This python script implement a generic scoring method.
A group of N
persons would like to devise a fair way of determining a score
for each of them
(the score could represent anything one like: best volleyball player, best politician...)
Each person score the others with a number between 0 and 100, which is normalized (sum of score given by each person is 100). Obviously a person does not score itself.
Given this score matrix, how best to determine the fairest score for each person?
We will assume the following:
- The total score for each person is the weighted average of each sub-scores,
- The score given by a person is weighted by its own score (a person having a high score will have its own scoring having more weight than a person having a low score),
- We neutralize "cheaters" by computing a fairness factor, which is based on the standard deviation between the score given by a person and the real computed score (a person having a low standard deviation between its scoring and the computed score is fair; a high one is unfair).
Each person score is then weighted by:
- its own score,
- its fairness factor.
The weight is the product of the two normalized values. The final score is then multiplied by the final fairness factor (we call it the punished score) and normalized again to have an average of 100 (this step is optional, but handy).
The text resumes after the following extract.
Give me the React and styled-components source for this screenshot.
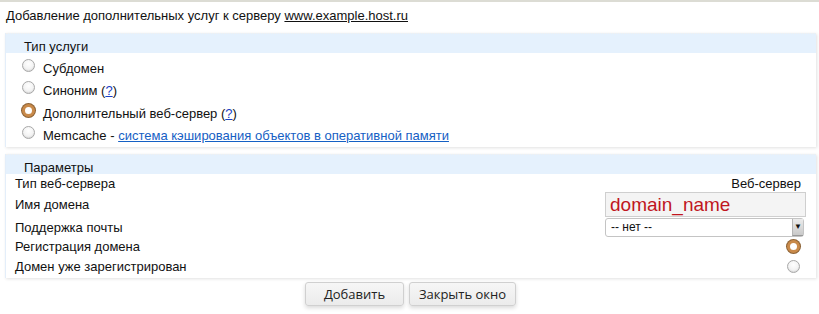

Obviously one is free to choose any weight for the punishment step, to weight differently the fairness vs the raw score.
In order to have a good score, each person thus should:
- Have a good scoring from each other person;
- Have a fair notation to each other person.
The given set of equation is rather complex to solve analytically given it's nature, but we use the fact that the system is bound to be stable so an iterative solution will quickly converge to the optimal solution.
The code itself is rather straightforward. The number of iterations is fixed; but we could instead use a condition on real convergence (computing the relative delta between each iteration). Given the quick computation and convergence it's probably not worth it.
This code and algorithm are published in the public-domain.
An example could help. Below the code run on example matrix S3 (see code to see):
A B C D E F G H I
Scoring matrix: [ --, 95, 114, 152, 114, 38, 38, 152, 95 ] A
[ 77, --, 116, 155, 116, 42, 38, 155, 97 ] B
[ 97, 78, --, 175, 117, 19, 58, 175, 78 ] C
[ 84, 105, 147, --, 84, 63, 42, 168, 105 ] D
[ 45, 67, 158, 180, --, 45, 54, 135, 112 ] E
[ 44, 44, 44, 222, 133, --, 88, 133, 88 ] F
[ 100, 100, 100, 100, 100, 100, --, 100, 100 ] G
[ 0, 0, 0, 0, 0, 400, 400, --, 0 ] H
[ 34, 34, 69, 417, 139, 34, 34, 34, -- ] I
A B C D E F G H I
Raw scores: [ 60, 65, 93, 175, 100, 92, 94, 131, 84 ]
Adjusted scores: [ 69, 77, 113, 175, 102, 62, 63, 142, 92 ]
Punished scores: [ 89, 101, 139, 217, 127, 67, 67, 34, 55 ]
Fairness factor: [ 124, 127, 118, 119, 120, 104, 103, 23, 57 ]
The scoring matrix reads as follows:
- Row X is the score given by X to others.
- Column X is the score received by X from others.
Here we have different profiles of scoring:
- A is very fair and precise and has a low raw score of 60.
- B is also very fair and has a raw score a bit higher, 65.
- C is somehow fair, with a medium raw score of 93.
- D is fair, with a large raw score of 175.
- E is fair with a raw score of 100.
- F has a tendancy to exaggerate it's scoring and has a medium raw score of 92.
- G is indecise (score everybody with the same score) with a raw score of 94.
- H is a "cheater" with F and G, with a high raw score of 131.
- I is not fair, tend to exagerate, and has a medium raw score of 84.
In the result, we see 3 rows:
- The first row is the raw score: the simple normalized average of each score, w/o any weight.
- The second row is the adjusted score: that's the output of the iterative algorithm.
- The third row is the punished score: that's the adjusted score weighted with the final fairness factor.
- The fourth row is the final fairness factor.
Here we see that the fairness factor for H is very low (23). It's final score (34) is rather low compared to its real "raw" score (131). The unpunished score (adjusted score) is 142.
On the other hand, the fairness factor for A and B are very high (124 and 127). Their final scores (89 and 101) are higher than the raw scores (60 and 65).